La découverte et l’exploitation d’une mine requièrent l’expertise de nombreux corps de métier, chacun nécessitant un niveau d’études spécifique. À cet égard, les établissements d’enseignement publics offrent une formation de grande qualité aux gens désirant œuvrer dans ce domaine. De plus, le contexte sociopolitique particulier du Québec permet d’offrir toute la gamme de la formation reliée aux mines dans les deux langues officielles du Canada, le français et l’anglais.

Au fil du temps, le Québec est devenu une référence en termes de formation minière. Le texte qui suit est consacré à la formation des géologues. Nous présentons en introduction le cheminement scolaire particulier au Québec. La figure 1 permet d’identifier les différences et les similarités entre les systèmes d’éducation français et québécois menant à l’obtention d’un diplôme en géologie. Nous présentons ensuite les programmes de collaboration universitaire qui existent entre la France et le Québec pour la formation des géologues.

La section suivante porte sur le marché du travail et les perspectives d’emplois. Cette section s’appuie en grande partie sur une analyse de données publiques relatives au taux de placement des jeunes géologues. Elle met en lumière la relation significative entre le taux d’emploi et l’aspect cyclique des investissements miniers. 

Le cheminement scolaire pour devenir géologue

Pour accéder à la formation universitaire en géologie, l’étudiant québécois doit terminer avec succès deux années d’études collégiales, ce qui porte à 13 le nombre total d’années d’études depuis le début du primaire (Fig. 1). Les études collégiales préalables à l’université sont une particularité du système d’éducation québécois. Toutefois, cette caractéristique ne pose pas de contrainte particulière aux échanges entre la France et le Québec pour les études universitaires. En effet, l’accord franco-québécois sur la reconnaissance des diplômes et la validation des études, signé en 1996, a clairement établi une équivalence entre le baccalauréat français qui nécessite 12 ans d’étude et le diplôme d’études collégiales québécois complété en 13 ans. Il est donc possible, avec l’un ou l’autre de ces deux diplômes, d’accéder au premier cycle d’études universitaires en France comme au Québec (MICCQ, 2005).
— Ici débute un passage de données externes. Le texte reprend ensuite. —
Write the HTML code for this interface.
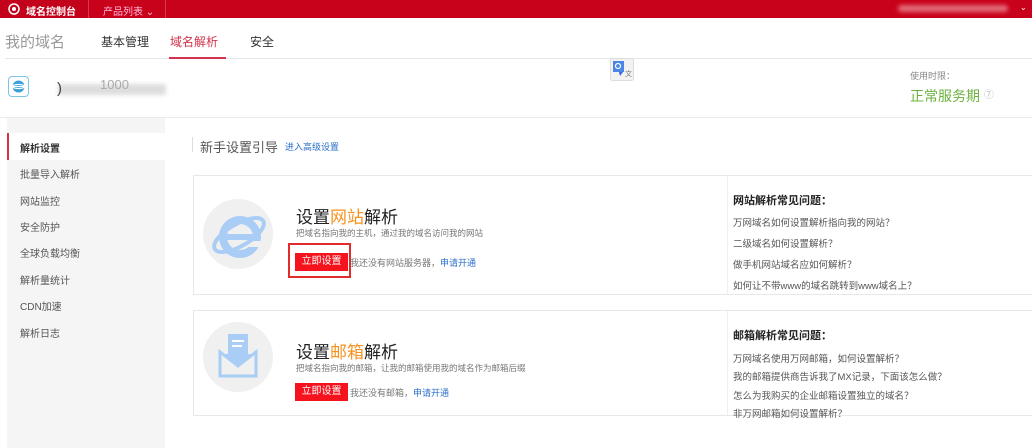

Figure 1 : Système d’éducation au Québec

Au Québec, sur les 19 établissements universitaires (MEES, 2018), quatre donnent la formation en géologie. L’Université du Québec à Chicoutimi, l’Université du Québec à Montréal et l’Université Laval offrent cette formation en français tandis que l’Université McGill l’offre en anglais. À l’exception notable de l’Université du Québec à Chicoutimi, la formation universitaire en géologie est offerte dans deux grands centres urbains, Montréal et Québec. Par comparaison, la formation minière de niveau collégial qui mène à un diplôme technique est dispensée beaucoup plus largement dans les établissements d’enseignement répartis sur l’ensemble du territoire québécois. Finalement, la formation minière qui mène à un métier spécialisé en mécanique industrielle, en forage, en extraction ou en traitement de minerai est offerte exclusivement dans les régions minières, par ailleurs éloignées des grands centres urbains.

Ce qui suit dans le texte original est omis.